Attention: No Complaint may be referred to the Integrity Commissioner, or filed with the City Clerk, within the period of 90 days immediately prior to a regular election held pursuant to the Municipal Elections Act, 1996.
Hamilton’s Office of Integrity Commissioner By-law No. 16-288 outlines the procedure for making a complaint about a member of Council. Members of the public, as well as other members of Council, can file complaints for potential violations of the Council Code of Conduct (PDF, 62 KB).
To make a complaint about a member of Council:
- Complete an Statement of Complaint Form (PDF, 314 KB)
- Have the affidavit commissioned. This service is available at City Clerk’s.
- Place the affidavit in a sealed envelope addressed to the Integrity Commissioner.
- Drop this envelope and affidavit off with the $100 fee at:
Office of the City Clerk
Hamilton City Hall
71 Main Street West, 1st Floor
Hamilton, Ontario L8P 4Y5
- Your envelope will be forwarded unopened to the Integrity Commissioner.
- A member of Council who is the subject of a complaint under Section 9 of Hamilton’s Integrity Commissioner By-Law No. 08-154 will be told who made the complaint. A complaint about a member of Council is not be made available to the public unless required under the Municipal Freedom of Information and Protection of Privacy Act.
To make an anonymous complaint about a member of Council:
- Follow the informal complaint procedure that allows the Integrity Commissioner to have an informal discussion with the member of Council to resolve the issue.
The Integrity Commissioner does not investigate complaints about City employees, including Council staff. These are handled by the City Manager.
The Integrity Commissioner takes the following steps for complaints:
- If an informal resolution cannot be achieved, he begins a formal investigation.
- The member of Council is given a copy of the complaint.
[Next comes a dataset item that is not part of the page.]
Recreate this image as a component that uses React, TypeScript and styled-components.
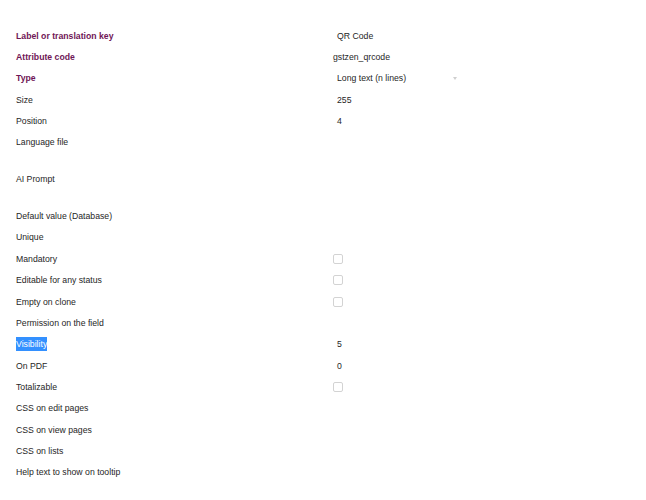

- The member of Council responds in writing to the Integrity Commissioner.
The Integrity Commissioner gathers all information and evidence that is relevant to the complaint. This process could include:
- Interviews with the complainant, the member of Council, City staff or others
- Gathering documentation
- Review and analysis of the documentation
After investigating, the Integrity Commissioner submits a public report to Council detailing the results of the investigation. The Commissioner also publishes an annual report.
Hamilton’s Office of Integrity Commissioner By-law No. 16-288 outlines the Complaint Protocol - the procedure for making a complaint about a member of Council.
Relevant sections of the By-law are highlighted below:
- Council can refer a complaint directly to the lntegrity Commissioner, without paying a fee. This complaint must contain information required to complete an Affidavit Complaint Form, but does not have to be in the form of an affidavit.
- A member of the public may make a complaint about a member of Council
- A complaint about a member of Council is not be made available to the public unless required under the Municipal Freedom of Information and Protection of Privacy Act.
- A member of the public must pay the City Clerk a refundable fee of $100 when they file a complaint; this is refunded when the lntegrity Commissioner files their report unless the complaint is found to be frivolous, vexatious or not made in good faith.
- The lntegrity Commissioner will not investigate a complaint that is filed with the City Clerk more than 180 days after the date when the event or series of events which are the subject matter of the complaint occurred. The Integrity Commissioner will prepare and file a report setting out this decision.
- The Integrity Commissioner may proceed with an inquiry in regard to a complaint filed after 180n days if the Integrity Commissioner is satisfied that:
- the delay was incurred in good faith
- it is in the public interest to proceed with an inquiry
- no substantial prejudice will result to any person because of the delay
The Integrity Commissioner is bound by the Municipal Act to ensure that a complaint of misconduct against a member of Council is kept confidential. However, as a function of natural justice, the Councillor is advised of the person who made a complaint. The Councillor is also bound by the Municipal Act to keep confidentiality.